▸ **THE TASK**: Give the number of lines in the data that hold the string "React". Nothing else is needed.

%%

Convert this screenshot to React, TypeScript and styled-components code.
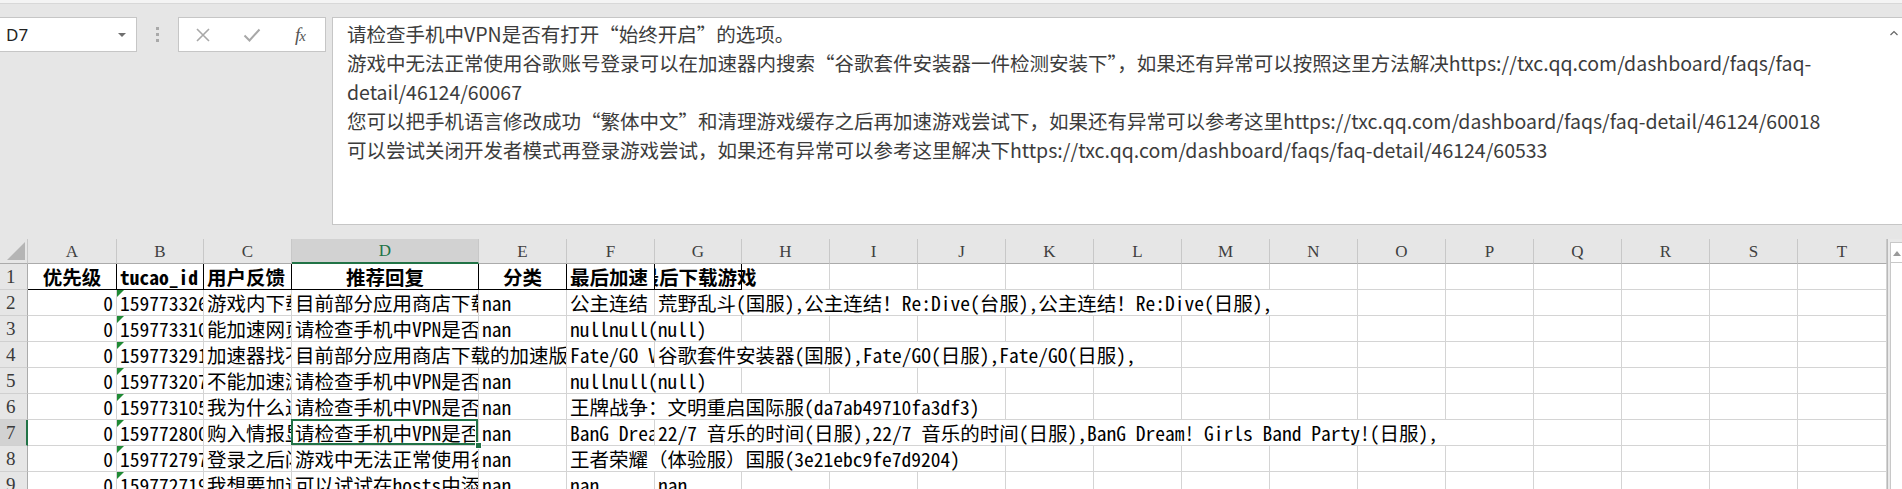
import React from "react";
import styled, { createGlobalStyle } from "styled-components";

type Align = "left" | "right" | "center";

type CellData = {
  text?: string;
  align?: Align;
  span?: number;
  spill?: boolean;
  flag?: boolean;
};

const COLS = ["A", "B", "C", "D", "E", "F", "G", "H", "I", "J", "K", "L", "M", "N", "O", "P", "Q", "R", "S", "T"];
const WIDTHS = [89, 87, 88, 187, 88, 88, 87, 88, 88, 88, 88, 88, 88, 88, 88, 88, 88, 88, 88, 89];
const HEAD_COLS = ["A", "B", "C", "D", "E", "F", "G"];

const FORMULA_LINES = [
  "请检查手机中VPN是否有打开“始终开启”的选项。",
  "游戏中无法正常使用谷歌账号登录可以在加速器内搜索“谷歌套件安装器一件检测安装下”，如果还有异常可以按照这里方法解决https://txc.qq.com/dashboard/faqs/faq-",
  "detail/46124/60067",
  "您可以把手机语言修改成功“繁体中文”和清理游戏缓存之后再加速游戏尝试下，如果还有异常可以参考这里https://txc.qq.com/dashboard/faqs/faq-detail/46124/60018",
  "可以尝试关闭开发者模式再登录游戏尝试，如果还有异常可以参考这里解决下https://txc.qq.com/dashboard/faqs/faq-detail/46124/60533",
];

const VPN_TIP = "请检查手机中VPN是否有打开“始终开启”的选项。";

const ROWS: Record<string, CellData>[] = [
  {
    A: { text: "优先级", align: "center" },
    B: { text: "tucao_id" },
    C: { text: "用户反馈" },
    D: { text: "推荐回复", align: "center" },
    E: { text: "分类", align: "center" },
    F: { text: "最后加速" },
    G: { text: "最后下载游戏", align: "center", spill: true },
  },
  {
    A: { text: "0", align: "right" },
    B: { text: "1597733264", flag: true },
    C: { text: "游戏内下载资源失败" },
    D: { text: "目前部分应用商店下载的加速版本无法使用" },
    E: { text: "nan" },
    F: { text: "公主连结" },
    G: { text: "荒野乱斗(国服),公主连结！Re:Dive(台服),公主连结！Re:Dive(日服),", span: 8 },
  },
  {
    A: { text: "0", align: "right" },
    B: { text: "1597733102", flag: true },
    C: { text: "能加速网页游戏吗" },
    D: { text: VPN_TIP },
    E: { text: "nan" },
    F: { text: "nullnull(null)", span: 2 },
  },
  {
    A: { text: "0", align: "right" },
    B: { text: "1597732917", flag: true },
    C: { text: "加速器找不到游戏" },
    D: { text: "目前部分应用商店下载的加速版本无法使用", span: 2 },
    F: { text: "Fate/GO VPN" },
    G: { text: "谷歌套件安装器(国服),Fate/GO(日服),Fate/GO(日服),", span: 6 },
  },
  {
    A: { text: "0", align: "right" },
    B: { text: "1597732071", flag: true },
    C: { text: "不能加速游戏" },
    D: { text: VPN_TIP },
    E: { text: "nan" },
    F: { text: "nullnull(null)", span: 2 },
  },
  {
    A: { text: "0", align: "right" },
    B: { text: "1597731053", flag: true },
    C: { text: "我为什么进不去" },
    D: { text: VPN_TIP },
    E: { text: "nan" },
    F: { text: "王牌战争：文明重启国际服(da7ab49710fa3df3)", span: 5 },
  },
  {
    A: { text: "0", align: "right" },
    B: { text: "1597728004", flag: true },
    C: { text: "购入情报显示" },
    D: { text: VPN_TIP },
    E: { text: "nan" },
    F: { text: "BanG Dream! Girls Band Party!(日服)" },
    G: { text: "22/7 音乐的时间(日服),22/7 音乐的时间(日服),BanG Dream! Girls Band Party!(日服),", span: 10 },
  },
  {
    A: { text: "0", align: "right" },
    B: { text: "1597727971", flag: true },
    C: { text: "登录之后闪退" },
    D: { text: "游戏中无法正常使用谷歌账号登录" },
    E: { text: "nan" },
    F: { text: "王者荣耀（体验服）国服(3e21ebc9fe7d9204)", span: 5 },
  },
  {
    A: { text: "0", align: "right" },
    B: { text: "1597727193", flag: true },
    C: { text: "我想要加速" },
    D: { text: "可以试试在hosts中添加" },
    E: { text: "nan" },
    F: { text: "nan" },
    G: { text: "nan" },
  },
];

const GlobalStyle = createGlobalStyle`
  * { box-sizing: border-box; }
  html, body {
    margin: 0;
    padding: 0;
    background: #e6e6e6;
    overflow: hidden;
  }
  body {
    width: 1902px;
    height: 489px;
  }
`;

const Page = styled.div`
  width: 1902px;
  height: 489px;
  display: flex;
  flex-direction: column;
  overflow: hidden;
`;

const TopStrip = styled.div`
  height: 4px;
  flex: none;
  background: #f4f4f4;
  border-bottom: 1px solid #d8d8d8;
`;

const FormulaRow = styled.div`
  flex: none;
  display: flex;
  align-items: flex-start;
  padding-top: 13px;
  height: 235px;
`;

const NameBox = styled.div`
  width: 138px;
  height: 35px;
  margin-left: -1px;
  display: flex;
  align-items: center;
  padding: 0 10px 0 6px;
  background: #fff;
  border: 1px solid #c6c6c6;
  font: 17px "Noto Sans", "Liberation Sans", sans-serif;
  color: #222;
`;

const Caret = styled.span`
  margin-left: auto;
  width: 0;
  height: 0;
  border-left: 4px solid transparent;
  border-right: 4px solid transparent;
  border-top: 4px solid #6f6f6f;
`;

const Grip = styled.div`
  width: 41px;
  height: 35px;
  display: flex;
  flex-direction: column;
  align-items: center;
  justify-content: center;
  gap: 3px;
`;

const GripDot = styled.span`
  width: 3px;
  height: 3px;
  background: #a9a9a9;
`;

const FxBox = styled.div`
  width: 148px;
  height: 35px;
  display: grid;
  grid-template-columns: 48px 50px 1fr;
  align-items: center;
  justify-items: center;
  background: #fff;
  border: 1px solid #c6c6c6;
`;

const FxLabel = styled.span`
  font: italic 19px "Liberation Serif", serif;
  color: #555;
  letter-spacing: -1px;
  margin-right: 2px;

  small {
    font-size: 15px;
  }
`;

const FormulaBox = styled.div`
  flex: 1;
  height: 208px;
  margin-left: 6px;
  margin-right: -1px;
  display: flex;
  background: #fff;
  border: 1px solid #c6c6c6;
`;

const FormulaText = styled.div`
  flex: 1;
  padding: 1px 0 0 14px;
  font: 19.5px/29px "Noto Sans CJK SC", "Noto Sans", sans-serif;
  color: #3c3c3c;
`;

const FormulaLine = styled.div`
  white-space: nowrap;
`;

const FormulaScroll = styled.div`
  width: 16px;
  padding-top: 12px;
  display: flex;
  justify-content: center;
`;

const GridArea = styled.div`
  flex: none;
  display: flex;
`;

const Sheet = styled.div`
  display: grid;
  grid-template-columns: 28px ${WIDTHS.map((w) => `${w}px`).join(" ")};
  grid-template-rows: 25px repeat(9, 26px);
  border-right: 1px solid #b9b9b9;
  background: #fff;
`;

const Corner = styled.div`
  background: #e6e6e6;
  border-right: 1px solid #c8c8c8;
  border-bottom: 1px solid #ababab;
  display: flex;
  align-items: flex-end;
  justify-content: flex-end;
  padding: 0 2px 3px 0;
`;

const ColHead = styled.div<{ $active?: boolean }>`
  display: flex;
  align-items: center;
  justify-content: center;
  background: ${(p) => (p.$active ? "#d2d2d2" : "#e6e6e6")};
  color: ${(p) => (p.$active ? "#217346" : "#3f3f3f")};
  border-right: 1px solid #c8c8c8;
  border-bottom: ${(p) => (p.$active ? "2px solid #217346" : "1px solid #ababab")};
  font: 17px "Liberation Serif", serif;
  padding-top: 1px;
`;

const RowHead = styled.div<{ $active?: boolean }>`
  background: ${(p) => (p.$active ? "#d2d2d2" : "#e6e6e6")};
  border-right: ${(p) => (p.$active ? "2px solid #217346" : "1px solid #ababab")};
  border-bottom: 1px solid #d0d0d0;
  padding-left: 6px;
  font: 19px/25px "Liberation Serif", serif;
  color: #3a3a3a;
`;

const Cell = styled.div<{
  $span: number;
  $align: Align;
  $bold?: boolean;
  $head?: boolean;
  $spill?: boolean;
  $flag?: boolean;
  $selected?: boolean;
}>`
  position: relative;
  grid-column: span ${(p) => p.$span};
  padding: 0 3px;
  border-right: 1px solid ${(p) => (p.$head ? "#000" : "#d4d4d4")};
  border-bottom: 1px solid ${(p) => (p.$head ? "#000" : "#d4d4d4")};
  background: #fff;
  font: ${(p) => (p.$bold ? 700 : 400)} 19.5px/25px "Noto Sans Mono CJK SC", "Noto Sans CJK SC", monospace;
  color: #000;
  text-align: ${(p) => p.$align};
  white-space: nowrap;
  overflow: ${(p) => (p.$spill || p.$selected ? "visible" : "hidden")};
  z-index: ${(p) => (p.$selected ? 3 : p.$spill ? 1 : "auto")};

  ${(p) =>
    p.$spill &&
    p.$align === "center" &&
    `
    display: flex;
    justify-content: center;
    clip-path: inset(-2px -300px -2px 0);
  `}

  ${(p) =>
    p.$flag &&
    `
    &::before {
      content: "";
      position: absolute;
      top: 0;
      left: 0;
      border-top: 7px solid #1f8a34;
      border-right: 7px solid transparent;
    }
  `}

  ${(p) =>
    p.$selected &&
    `
    &::after {
      content: "";
      position: absolute;
      inset: -1px 0 0 -1px;
      border: 2px solid #217346;
      pointer-events: none;
    }
  `}
`;

const Clip = styled.span`
  display: block;
  overflow: hidden;
`;

const FillHandle = styled.span`
  position: absolute;
  right: -4px;
  bottom: -4px;
  width: 7px;
  height: 7px;
  background: #217346;
  border: 1px solid #fff;
  z-index: 4;
`;

const SideBar = styled.div`
  width: 14px;
  padding: 3px 0 0 2px;
  background: #e9e9e9;
`;

const ScrollTrack = styled.div`
  height: 260px;
  background: #fff;
  border-left: 1px solid #c8c8c8;
  border-top: 1px solid #c8c8c8;
`;

const ScrollButton = styled.div`
  height: 20px;
  border-bottom: 1px solid #c8c8c8;
  display: flex;
  align-items: center;
  padding-left: 2px;
`;

const CloseIcon = () => (
  <svg width="16" height="16" viewBox="0 0 16 16">
    <path d="M2 2 L14 14 M14 2 L2 14" stroke="#a8a8a8" strokeWidth="1.6" fill="none" />
  </svg>
);

const CheckIcon = () => (
  <svg width="18" height="16" viewBox="0 0 18 16">
    <path d="M1.5 8.5 L6.5 13.5 L16.5 2.5" stroke="#a8a8a8" strokeWidth="2" fill="none" />
  </svg>
);

const SelectAllMark = () => (
  <svg width="18" height="18" viewBox="0 0 18 18">
    <path d="M18 0 L18 18 L0 18 Z" fill="#b5b5b5" />
  </svg>
);

const UpChevron = () => (
  <svg width="8" height="6" viewBox="0 0 8 6">
    <path d="M0.5 5 L4 1.5 L7.5 5" stroke="#666" strokeWidth="1.2" fill="none" />
  </svg>
);

const UpTriangle = () => (
  <svg width="8" height="6" viewBox="0 0 8 6">
    <path d="M0 6 L4 1 L8 6 Z" fill="#9a9a9a" />
  </svg>
);

const renderRow = (cells: Record<string, CellData>, index: number) => {
  const rowNo = index + 1;
  const out: React.ReactNode[] = [
    <RowHead key={`h${rowNo}`} $active={rowNo === 7}>
      {rowNo}
    </RowHead>,
  ];
  let skip = 0;
  COLS.forEach((col) => {
    if (skip > 0) {
      skip--;
      return;
    }
    const data = cells[col] ?? {};
    const span = data.span ?? 1;
    skip = span - 1;
    const selected = rowNo === 7 && col === "D";
    out.push(
      <Cell
        key={`${col}${rowNo}`}
        $span={span}
        $align={data.align ?? "left"}
        $bold={rowNo === 1}
        $head={rowNo === 1 && HEAD_COLS.includes(col)}
        $spill={data.spill}
        $flag={data.flag}
        $selected={selected}
      >
        {selected ? <Clip>{data.text}</Clip> : data.spill ? <span>{data.text}</span> : data.text}
        {selected && <FillHandle />}
      </Cell>
    );
  });
  return out;
};

const App = () => {
  return (
    <>
      <GlobalStyle />
      <Page>
        <TopStrip />
        <FormulaRow>
          <NameBox>
            D7
            <Caret />
          </NameBox>
          <Grip>
            <GripDot />
            <GripDot />
            <GripDot />
          </Grip>
          <FxBox>
            <CloseIcon />
            <CheckIcon />
            <FxLabel>
              f<small>x</small>
            </FxLabel>
          </FxBox>
          <FormulaBox>
            <FormulaText>
              {FORMULA_LINES.map((line, i) => (
                <FormulaLine key={i}>{line}</FormulaLine>
              ))}
            </FormulaText>
            <FormulaScroll>
              <UpChevron />
            </FormulaScroll>
          </FormulaBox>
        </FormulaRow>
        <GridArea>
          <Sheet>
            <Corner>
              <SelectAllMark />
            </Corner>
            {COLS.map((col) => (
              <ColHead key={col} $active={col === "D"}>
                {col}
              </ColHead>
            ))}
            {ROWS.map(renderRow)}
          </Sheet>
          <SideBar>
            <ScrollTrack>
              <ScrollButton>
                <UpTriangle />
              </ScrollButton>
            </ScrollTrack>
          </SideBar>
        </GridArea>
      </Page>
    </>
  );
};

export default App;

%%

▸ **WRITTEN REPLY**: 3